There was no call to throw open the gates. But this is not to pick on our friends at the AP, which is now reorganizing its business to serve the new world (and is a news supplier to this site). The whole industry was slow to recognize that the Web is not a proprietary medium, like print, but a distributed one.

Google, Yahoo! and Microsoft understood that the consumer need was not newspapers but news. Yet for years the newspaper industry thought the purpose of going online was to drive people to read newspapers. The futility of that task is at last beginning to sink in.

Newspapers didn't get it then, and I'm afraid they're slow to get it now. An instructive moment happened last week when I was talking to a colleague who went to a meeting of Indiana editors. The big news was that Hoosier journalists are all agog about how they use their Web sites to dazzle readers with . . . photo slide shows.

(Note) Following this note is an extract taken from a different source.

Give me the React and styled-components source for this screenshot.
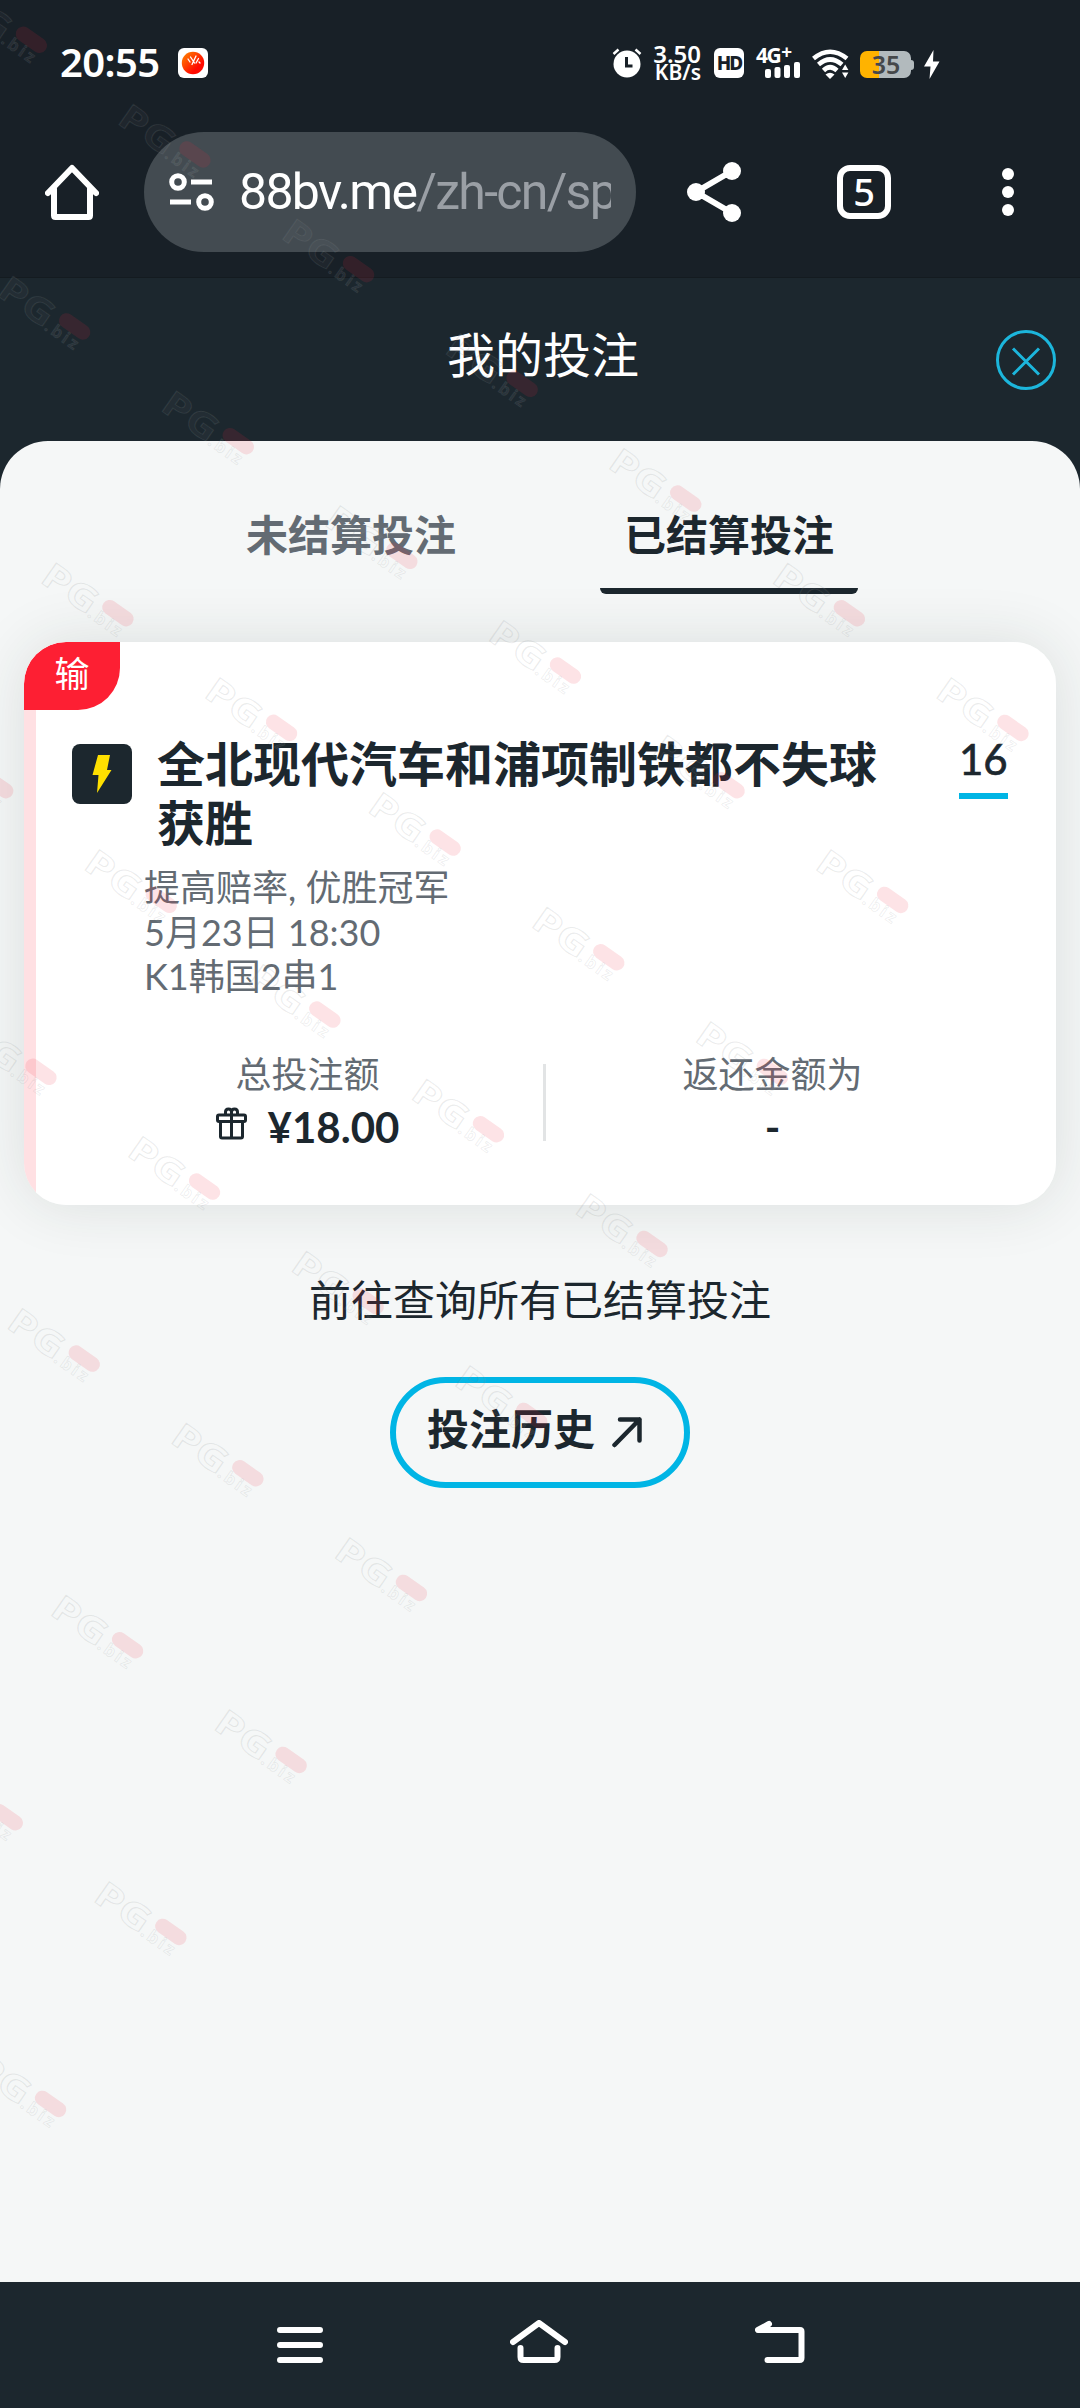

And what's the difference between a slide show and actual video, which is where the Web is right now? Well, one is a frame about every two seconds; the other is 30 frames a second. Newspaper people still think in static terms; they capture stuff and freeze it for all of time. They go with what they know. The world is blazing by us at 30 frames a second (and that's not even hi-def), while we're still trying to figure iust how to make people slow down and notice us. Could AP have figured out where things were going and gotten out there ahead of Google and Amazon? I don't think so.